**** Collected material

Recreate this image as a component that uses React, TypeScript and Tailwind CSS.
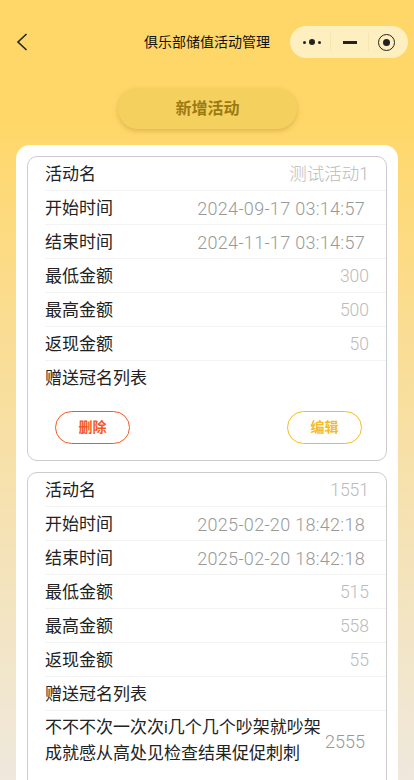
const font = "font-['Liberation_Sans','Noto_Sans_CJK_SC',sans-serif]";

type RowData = { label: string; value?: string; dark?: boolean };

function Row({ label, value, dark, last }: RowData & { last?: boolean }) {
  return (
    <div className={`flex h-[34px] items-center justify-between ${last ? "" : "border-b border-[#f3f3f3]"}`}>
      <span className="pt-[1px] text-[17px] leading-[33px] text-[#222]">{label}</span>
      {value ? (
        dark ? (
          <span className="pr-[21px] pt-[1px] font-['Roboto','Noto_Sans_CJK_SC',sans-serif] text-[18px] font-light tracking-[0.3px] text-[#999]">{value}</span>
        ) : (
          <span className="pr-[17px] pt-[1px] font-['Roboto','Noto_Sans_CJK_SC',sans-serif] text-[17.5px] font-light text-[#bbb]">{value}</span>
        )
      ) : null}
    </div>
  );
}

function Card({ rows, children, lastBorder }: { rows: RowData[]; children?: React.ReactNode; lastBorder?: boolean }) {
  return (
    <div className="rounded-[10px] border border-[#cccccc] pl-[17px]">
      {rows.map((r, i) => (
        <Row key={i} {...r} last={i === rows.length - 1 && !lastBorder} />
      ))}
      {children}
    </div>
  );
}

export default function App() {
  return (
    <div className={`${font} h-[780px] w-[414px] overflow-hidden bg-gradient-to-b from-[#ffd768] from-[15%] to-[#efe8dc]`}>
      <div className="flex h-[84px] items-start pt-[26px]">
        <div className="flex h-[32px] w-[44px] items-center pl-[16px]">
          <svg width="12" height="18" viewBox="0 0 12 18" fill="none">
            <path d="M10.5 1 L2 9 L10.5 17" stroke="#222" strokeWidth="1.6" />
          </svg>
        </div>
        <div className="ml-[100px] flex h-[32px] w-[126px] items-center whitespace-nowrap text-[14px] text-[#111]">俱乐部储值活动管理</div>
        <div className="ml-[20px] flex h-[32px] w-[118px] items-center rounded-full bg-[#fdefbf]">
          <div className="flex w-[40px] items-center justify-center gap-[3px] pl-[4px]">
            <span className="h-[3px] w-[3px] rounded-full bg-[#222]" />
            <span className="h-[6px] w-[6px] rounded-full bg-[#222]" />
            <span className="h-[3px] w-[3px] rounded-full bg-[#222]" />
          </div>
          <div className="h-[18px] w-px bg-[#f5e5b0]" />
          <div className="flex w-[37px] items-center justify-center">
            <span className="h-[3px] w-[14px] bg-[#222]" />
          </div>
          <div className="h-[18px] w-px bg-[#f5e5b0]" />
          <div className="flex w-[35px] items-center justify-center">
            <span className="flex h-[17px] w-[17px] items-center justify-center rounded-full border-[1.5px] border-[#222]">
              <span className="h-[7px] w-[7px] rounded-full bg-[#222]" />
            </span>
          </div>
        </div>
      </div>

      <div className="flex justify-center pl-[1px]">
        <div className="mt-[4px] flex h-[41px] w-[179px] items-center justify-center rounded-[20px] bg-[#f4d05f] text-[16px] font-bold text-[#9c7a12] shadow-[0_2px_5px_rgba(190,150,50,0.5)]">
          新增活动
        </div>
      </div>

      <div className="mx-[16px] mt-[16px] flex flex-col gap-[11px] rounded-t-[14px] bg-white px-[11px] pt-[11px]">
        <Card
          rows={[
            { label: "活动名", value: "测试活动1" },
            { label: "开始时间", value: "2024-09-17 03:14:57", dark: true },
            { label: "结束时间", value: "2024-11-17 03:14:57", dark: true },
            { label: "最低金额", value: "300" },
            { label: "最高金额", value: "500" },
            { label: "返现金额", value: "50" },
            { label: "赠送冠名列表" },
          ]}
        >
          <div className="flex justify-between py-[16px] pl-[10px] pr-[24px]">
            <div className="flex h-[33px] w-[75px] items-center justify-center rounded-full border border-[#f4591f] text-[14px] font-bold text-[#f4591f]">删除</div>
            <div className="flex h-[33px] w-[75px] items-center justify-center rounded-full border border-[#f4bb2a] text-[14px] font-bold text-[#f4bb2a]">编辑</div>
          </div>
        </Card>
        <Card
          lastBorder
          rows={[
            { label: "活动名", value: "1551" },
            { label: "开始时间", value: "2025-02-20 18:42:18", dark: true },
            { label: "结束时间", value: "2025-02-20 18:42:18", dark: true },
            { label: "最低金额", value: "515" },
            { label: "最高金额", value: "558" },
            { label: "返现金额", value: "55" },
            { label: "赠送冠名列表" },
          ]}
        >
          <div className="flex items-center justify-between pt-[4px]">
            <span className="w-[278px] text-[17px] leading-[26px] text-[#222]">不不不次一次次i几个几个吵架就吵架成就感从高处见检查结果促促刺刺</span>
            <span className="pr-[21px] font-['Roboto','Noto_Sans_CJK_SC',sans-serif] text-[18px] font-light text-[#999]">2555</span>
          </div>
          <div className="h-[60px]" />
        </Card>
      </div>
    </div>
  );
}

********

Exercise goal:
Copy all the lines of data exactly as they appear, dropping any images.

Expected answer:
Recreate this image as a component that uses React, TypeScript and Tailwind CSS.
const font = "font-['Liberation_Sans','Noto_Sans_CJK_SC',sans-serif]";

type RowData = { label: string; value?: string; dark?: boolean };

function Row({ label, value, dark, last }: RowData & { last?: boolean }) {
  return (
    <div className={`flex h-[34px] items-center justify-between ${last ? "" : "border-b border-[#f3f3f3]"}`}>
      <span className="pt-[1px] text-[17px] leading-[33px] text-[#222]">{label}</span>
      {value ? (
        dark ? (
          <span className="pr-[21px] pt-[1px] font-['Roboto','Noto_Sans_CJK_SC',sans-serif] text-[18px] font-light tracking-[0.3px] text-[#999]">{value}</span>
        ) : (
          <span className="pr-[17px] pt-[1px] font-['Roboto','Noto_Sans_CJK_SC',sans-serif] text-[17.5px] font-light text-[#bbb]">{value}</span>
        )
      ) : null}
    </div>
  );
}

function Card({ rows, children, lastBorder }: { rows: RowData[]; children?: React.ReactNode; lastBorder?: boolean }) {
  return (
    <div className="rounded-[10px] border border-[#cccccc] pl-[17px]">
      {rows.map((r, i) => (
        <Row key={i} {...r} last={i === rows.length - 1 && !lastBorder} />
      ))}
      {children}
    </div>
  );
}

export default function App() {
  return (
    <div className={`${font} h-[780px] w-[414px] overflow-hidden bg-gradient-to-b from-[#ffd768] from-[15%] to-[#efe8dc]`}>
      <div className="flex h-[84px] items-start pt-[26px]">
        <div className="flex h-[32px] w-[44px] items-center pl-[16px]">
          <svg width="12" height="18" viewBox="0 0 12 18" fill="none">
            <path d="M10.5 1 L2 9 L10.5 17" stroke="#222" strokeWidth="1.6" />
          </svg>
        </div>
        <div className="ml-[100px] flex h-[32px] w-[126px] items-center whitespace-nowrap text-[14px] text-[#111]">俱乐部储值活动管理</div>
        <div className="ml-[20px] flex h-[32px] w-[118px] items-center rounded-full bg-[#fdefbf]">
          <div className="flex w-[40px] items-center justify-center gap-[3px] pl-[4px]">
            <span className="h-[3px] w-[3px] rounded-full bg-[#222]" />
            <span className="h-[6px] w-[6px] rounded-full bg-[#222]" />
            <span className="h-[3px] w-[3px] rounded-full bg-[#222]" />
          </div>
          <div className="h-[18px] w-px bg-[#f5e5b0]" />
          <div className="flex w-[37px] items-center justify-center">
            <span className="h-[3px] w-[14px] bg-[#222]" />
          </div>
          <div className="h-[18px] w-px bg-[#f5e5b0]" />
          <div className="flex w-[35px] items-center justify-center">
            <span className="flex h-[17px] w-[17px] items-center justify-center rounded-full border-[1.5px] border-[#222]">
              <span className="h-[7px] w-[7px] rounded-full bg-[#222]" />
            </span>
          </div>
        </div>
      </div>

      <div className="flex justify-center pl-[1px]">
        <div className="mt-[4px] flex h-[41px] w-[179px] items-center justify-center rounded-[20px] bg-[#f4d05f] text-[16px] font-bold text-[#9c7a12] shadow-[0_2px_5px_rgba(190,150,50,0.5)]">
          新增活动
        </div>
      </div>

      <div className="mx-[16px] mt-[16px] flex flex-col gap-[11px] rounded-t-[14px] bg-white px-[11px] pt-[11px]">
        <Card
          rows={[
            { label: "活动名", value: "测试活动1" },
            { label: "开始时间", value: "2024-09-17 03:14:57", dark: true },
            { label: "结束时间", value: "2024-11-17 03:14:57", dark: true },
            { label: "最低金额", value: "300" },
            { label: "最高金额", value: "500" },
            { label: "返现金额", value: "50" },
            { label: "赠送冠名列表" },
          ]}
        >
          <div className="flex justify-between py-[16px] pl-[10px] pr-[24px]">
            <div className="flex h-[33px] w-[75px] items-center justify-center rounded-full border border-[#f4591f] text-[14px] font-bold text-[#f4591f]">删除</div>
            <div className="flex h-[33px] w-[75px] items-center justify-center rounded-full border border-[#f4bb2a] text-[14px] font-bold text-[#f4bb2a]">编辑</div>
          </div>
        </Card>
        <Card
          lastBorder
          rows={[
            { label: "活动名", value: "1551" },
            { label: "开始时间", value: "2025-02-20 18:42:18", dark: true },
            { label: "结束时间", value: "2025-02-20 18:42:18", dark: true },
            { label: "最低金额", value: "515" },
            { label: "最高金额", value: "558" },
            { label: "返现金额", value: "55" },
            { label: "赠送冠名列表" },
          ]}
        >
          <div className="flex items-center justify-between pt-[4px]">
            <span className="w-[278px] text-[17px] leading-[26px] text-[#222]">不不不次一次次i几个几个吵架就吵架成就感从高处见检查结果促促刺刺</span>
            <span className="pr-[21px] font-['Roboto','Noto_Sans_CJK_SC',sans-serif] text-[18px] font-light text-[#999]">2555</span>
          </div>
          <div className="h-[60px]" />
        </Card>
      </div>
    </div>
  );
}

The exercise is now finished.